Rather than pushing on and heading out to Southampton as planned, I called Caro and told her we’d arrive the following day. I was reeling from the Bronx tour and suggested to Carmen that we spend the night in the city living it up a little.
– 32 –
At 4:50 p.m., the jury returned to the courtroom.
The Clerk: “Have you agreed upon a verdict?”
The Foreman: “We have.”
The Clerk: “How say you, do you find the defendant at the bar guilty or not guilty?”
The Foreman: “We find him guilty as charged in the indictment of murder in the first degree and guilty as charged in the indictment of rape in the first degree.”
Mr. Tannenbaum: “May it please Your Honor, I respectfully move to set aside the verdict of the jury and ask for a new trial upon the grounds, first, that the verdict is contrary to law; second, that the verdict is clearly against the evidence and the weight of the evidence; and thirdly, that the Court at the trial admitted illegal and improper evidence against the defendant’s objections.”
The Court: “Motion denied. When will you be ready for sentence?”

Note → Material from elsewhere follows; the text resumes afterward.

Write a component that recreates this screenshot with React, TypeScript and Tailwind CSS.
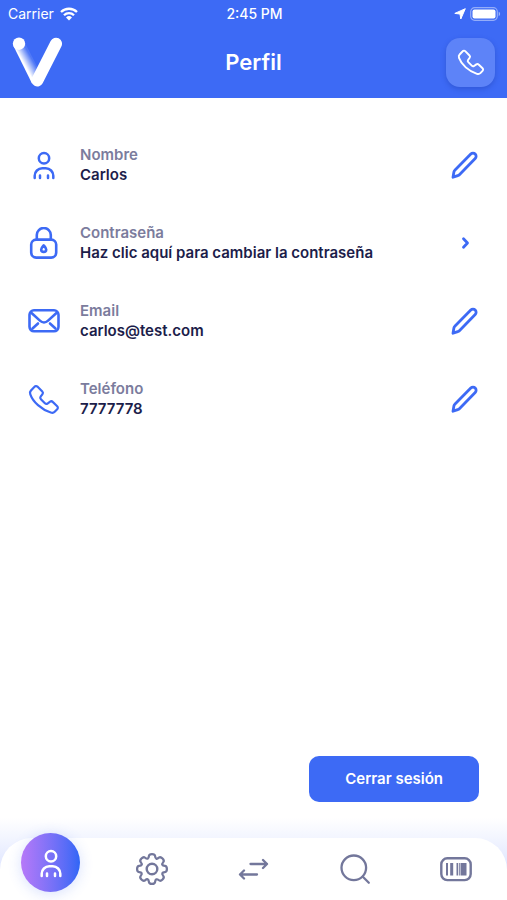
import type { ReactNode } from "react";

const stroke = {
  fill: "none",
  stroke: "currentColor",
  strokeLinecap: "round" as const,
  strokeLinejoin: "round" as const,
};

function PersonIcon() {
  return (
    <svg viewBox="0 0 32 32" className="w-8 h-8" strokeWidth="2.5" {...stroke} aria-hidden="true">
      <circle cx="16" cy="9.3" r="5.2" />
      <path d="M6.7 29v-2.2a7.5 7.5 0 0 1 7.5-7.5h3.6a7.5 7.5 0 0 1 7.5 7.5V29M12 26.4V29M20 26.4V29" />
    </svg>
  );
}

function LockIcon() {
  return (
    <svg viewBox="0 0 32 32" className="w-8 h-8" strokeWidth="2.6" {...stroke} aria-hidden="true">
      <rect x="3.2" y="12.6" width="25" height="18" rx="5" />
      <path d="M8.8 12.4V8a7 7 0 0 1 14 0v4.4" />
      <path d="M15.7 18.4c1.7 2 2.5 2.8 2.5 4a2.5 2.5 0 0 1-5 0c0-1.2.8-2 2.5-4Z" />
    </svg>
  );
}

function MailIcon() {
  return (
    <svg viewBox="0 0 32 32" className="w-8 h-8" strokeWidth="2.6" {...stroke} aria-hidden="true">
      <rect x="1.5" y="5.3" width="29" height="21" rx="4.5" />
      <path d="M3 7.5l9.2 8.4a5.6 5.6 0 0 0 7.6 0L29 7.5M4.5 23.5l5.5-5M27.5 23.5L22 18.5" />
    </svg>
  );
}

function PhoneIcon({ className }: { className: string }) {
  return (
    <svg viewBox="0 0 32 32" className={className} strokeWidth="2.2" {...stroke} aria-hidden="true">
      <path d="M9.4 3.600l4.900 5a2 2 0 0 1 .2 2.600l-1.900 2.500c-.6.9-.4 1.800.3 2.500l4 4c.8.8 1.700 1 2.600.4l2.600-1.900a2 2 0 0 1 2.600.2l4.500 4.300a2.100 2.100 0 0 1 0 3l-2.500 2.600c-1 1-2.400 1.200-3.900.7C13.300 26.500 5 18.900 2.300 11.300c-.5-1.500-.3-2.900.7-3.900l3.500-3.700a2 2 0 0 1 2.900-.1Z" />
    </svg>
  );
}

function PencilIcon() {
  return (
    <svg viewBox="0 0 28 28" className="w-7 h-7" strokeWidth="2.8" {...stroke} aria-hidden="true">
      <path d="M2 26.200l.9-5.300a3 3 0 0 1 .9-1.700L19.800 3.100a3.100 3.100 0 0 1 4.400 4.400L8.400 23.700a3 3 0 0 1-1.600.9Z" />
    </svg>
  );
}

function ChevronIcon() {
  return (
    <svg viewBox="0 0 28 28" className="w-7 h-7" strokeWidth="2.8" {...stroke} aria-hidden="true">
      <path d="M12.5 9.8l4 4.2-4 4.2" />
    </svg>
  );
}

// eight rounded teeth, smoothed through the midpoints of the corner points
function gearPath() {
  const points: [number, number][] = [];
  for (let tooth = 0; tooth < 8; tooth++) {
    for (const [offset, radius] of [[-11, 16.2], [11, 16.2], [17, 12], [28, 12]]) {
      const angle = ((tooth * 45 + offset) * Math.PI) / 180;
      points.push([16 + radius * Math.sin(angle), 16 - radius * Math.cos(angle)]);
    }
  }
  const middle = (i: number) => {
    const a = points[i % points.length];
    const b = points[(i + 1) % points.length];
    return `${((a[0] + b[0]) / 2).toFixed(2)} ${((a[1] + b[1]) / 2).toFixed(2)}`;
  };
  const curves = points.map((_, i) => {
    const [x, y] = points[(i + 1) % points.length];
    return `Q${x.toFixed(2)} ${y.toFixed(2)} ${middle(i + 1)}`;
  });
  return `M${middle(0)}${curves.join("")}Z`;
}

function GearIcon() {
  return (
    <svg viewBox="0 0 32 32" className="w-8 h-8 overflow-visible" strokeWidth="2.4" {...stroke} aria-hidden="true">
      <path d={gearPath()} transform="translate(1 1) scale(0.9375)" />
      <circle cx="16" cy="16" r="5.3" />
    </svg>
  );
}

function ArrowsIcon() {
  return (
    <svg viewBox="0 0 32 32" className="w-8 h-8" strokeWidth="2.3" {...stroke} aria-hidden="true">
      <path d="M13.500 11H30M26 7l4 4-4 4M20 21.500H3M7 17.500l-4 4 4 4" />
    </svg>
  );
}

function SearchIcon() {
  return (
    <svg viewBox="0 0 32 32" className="w-8 h-8" strokeWidth="2.3" {...stroke} aria-hidden="true">
      <circle cx="14.8" cy="14.800" r="12.3" />
      <path d="M23.800 23.800l6 6" />
    </svg>
  );
}

function BarcodeIcon() {
  return (
    <svg viewBox="0 0 32 32" className="w-8 h-8" {...stroke} aria-hidden="true">
      <rect x="1.3" y="5.3" width="29.4" height="21.8" rx="6" strokeWidth="2.4" />
      <path d="M6 10h2v12.500H6zM10.200 10h3v12.500h-3zM16.500 10h1.500v12.500h-1.500zM18.800 10h1v12.500h-1zM20.500 10h6v12.500h-6z" fill="currentColor" stroke="none" />
    </svg>
  );
}

function Logo() {
  return (
    <svg viewBox="0 0 50 52" className="w-[50px] h-[52px]" role="img" aria-label="V">
      <defs>
        <linearGradient id="leg" gradientUnits="userSpaceOnUse" x1="12" y1="30" x2="21" y2="25">
          <stop offset="0.1" stopColor="#fff" />
          <stop offset="1" stopColor="#fff" stopOpacity="0.1" />
        </linearGradient>
      </defs>
      <path d="M1.5 10L20 47.500L30 40L12.500 6Z" fill="url(#leg)" />
      <path d="M25.300 44.500L44 7.700" stroke="#fff" strokeWidth="12" strokeLinecap="round" />
      <circle cx="7" cy="7.700" r="6.200" fill="#fff" />
    </svg>
  );
}

function StatusBar() {
  return (
    <div className="grid grid-cols-3 items-center h-7 pl-2 pr-1.5 text-sm leading-5">
      <div className="flex items-center gap-1.5">
        <span>Carrier</span>
        <svg viewBox="0 0 18 14" className="w-[18px] h-[14px]" fill="none" stroke="#fff" aria-hidden="true">
          <path d="M1 5a11.500 11.500 0 0 1 16 0M4 8.200a7 7 0 0 1 10 0" strokeWidth="2.3" />
          <path d="M9 13.500L6 10.500a4.300 4.300 0 0 1 6 0Z" fill="#fff" stroke="none" />
        </svg>
      </div>
      <span className="text-center font-medium">2:45 PM</span>
      <div className="flex items-center justify-end gap-1">
        <svg viewBox="0 0 12 12" className="w-3 h-3" fill="#fff" stroke="#fff" strokeLinejoin="round" aria-hidden="true">
          <path d="M11.300 0.700L6.800 11L6 6L0.800 5.400Z" />
        </svg>
        <svg viewBox="0 0 31 14" className="w-[31px] h-[14px]" aria-hidden="true">
          <rect x="0.7" y="0.7" width="26.6" height="12.6" rx="4" fill="none" stroke="#fff" strokeOpacity="0.45" strokeWidth="1.2" />
          <rect x="2.5" y="2.5" width="23" height="9" rx="2" fill="#fff" />
          <path d="M28.700 4.800v4.400a2.400 2.400 0 0 0 0-4.400Z" fill="#fff" fillOpacity="0.5" />
        </svg>
      </div>
    </div>
  );
}

const fields = [
  { label: "Nombre", value: "Carlos", icon: <PersonIcon />, action: <PencilIcon />, actionLabel: "Editar nombre" },
  {
    label: "Contraseña",
    value: "Haz clic aquí para cambiar la contraseña",
    icon: <LockIcon />,
    action: <ChevronIcon />,
    actionLabel: "Cambiar contraseña",
  },
  { label: "Email", value: "carlos@test.com", icon: <MailIcon />, action: <PencilIcon />, actionLabel: "Editar email" },
  {
    label: "Teléfono",
    value: "7777778",
    icon: <PhoneIcon className="w-8 h-8" />,
    action: <PencilIcon />,
    actionLabel: "Editar teléfono",
  },
];

const tabs: { label: string; icon: ReactNode }[] = [
  { label: "Ajustes", icon: <GearIcon /> },
  { label: "Transferir", icon: <ArrowsIcon /> },
  { label: "Buscar", icon: <SearchIcon /> },
  { label: "Código de barras", icon: <BarcodeIcon /> },
];

export default function App() {
  return (
    <div className="min-h-screen flex flex-col bg-white font-['Inter','Liberation_Sans',sans-serif]">
      <header className="bg-[#3d6af5] text-white">
        <StatusBar />
        <div className="grid grid-cols-3 items-center px-3 pt-2 pb-2.5">
          <Logo />
          <h1 className="text-center text-[22px] leading-7 font-semibold">Perfil</h1>
          <button
            type="button"
            aria-label="Llamar"
            className="justify-self-end w-[49px] h-[49px] rounded-[14px] bg-[#5d83f8] shadow-[0_2px_5px_rgba(30,60,170,0.4)] flex items-center justify-center"
          >
            <PhoneIcon className="w-7 h-7" />
          </button>
        </div>
      </header>

      <main className="flex-1 flex flex-col px-7 pt-[47px] pb-9">
        <ul className="flex flex-col gap-[38px]">
          {fields.map((field) => (
            <li key={field.label} className="flex items-center gap-5">
              <span className="w-8 flex justify-center shrink-0 text-[#3d6af5]">{field.icon}</span>
              <div className="flex-1 text-[15px] leading-5 font-semibold">
                <p className="text-[#7b7c9d]">{field.label}</p>
                <p className="text-[#1c1d4a]">{field.value}</p>
              </div>
              <button type="button" aria-label={field.actionLabel} className="shrink-0 text-[#3d6af5]">
                {field.action}
              </button>
            </li>
          ))}
        </ul>
        <button
          type="button"
          className="mt-auto self-end px-9 py-[13px] rounded-[10px] bg-[#3d6af5] text-white text-[15px] leading-5 font-semibold"
        >
          Cerrar sesión
        </button>
      </main>

      <footer className="bg-linear-to-b from-white via-[#f2f5ff] via-25% to-[#e0e6ff] to-60% -mt-5 pt-5">
        <nav className="grid grid-cols-5 grid-rows-[62px] rounded-t-[32px] bg-white text-[#73779b]">
          <div className="flex items-end justify-center pb-2">
            <a
              href="#perfil"
              aria-label="Perfil"
              aria-current="page"
              className="w-[59px] h-[59px] shrink-0 rounded-full flex items-center justify-center text-white bg-linear-to-r from-[#b678f8] to-[#2f66f6] shadow-[0_2px_14px_rgba(61,106,245,0.2)]"
            >
              <PersonIcon />
            </a>
          </div>
          {tabs.map((tab) => (
            <a key={tab.label} href="#" aria-label={tab.label} className="flex items-center justify-center">
              {tab.icon}
            </a>
          ))}
        </nav>
      </footer>
    </div>
  );
}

Mr. Tannenbaum: “I think Your Honor ought to give me about a week; say a week from today.”
– 33 –
I’d felt like a stranger in my own city for some time. In the early 1990s, Scarlett and I moved out of Bunky’s Fifth Avenue “palazzo” after buying a loft on Spring Street. There was a weekend phenomenon back then everyone referred to as the invasion of the Bridge & Tunnel people, revelers that drove into lower Manhattan weekend nights gumming up the streets, restaurants, and clubs to such an extent that many from the crowd we hung out with stayed in or fled to their country homes. It had actually been another incentive for taking the job at the Clark Museum.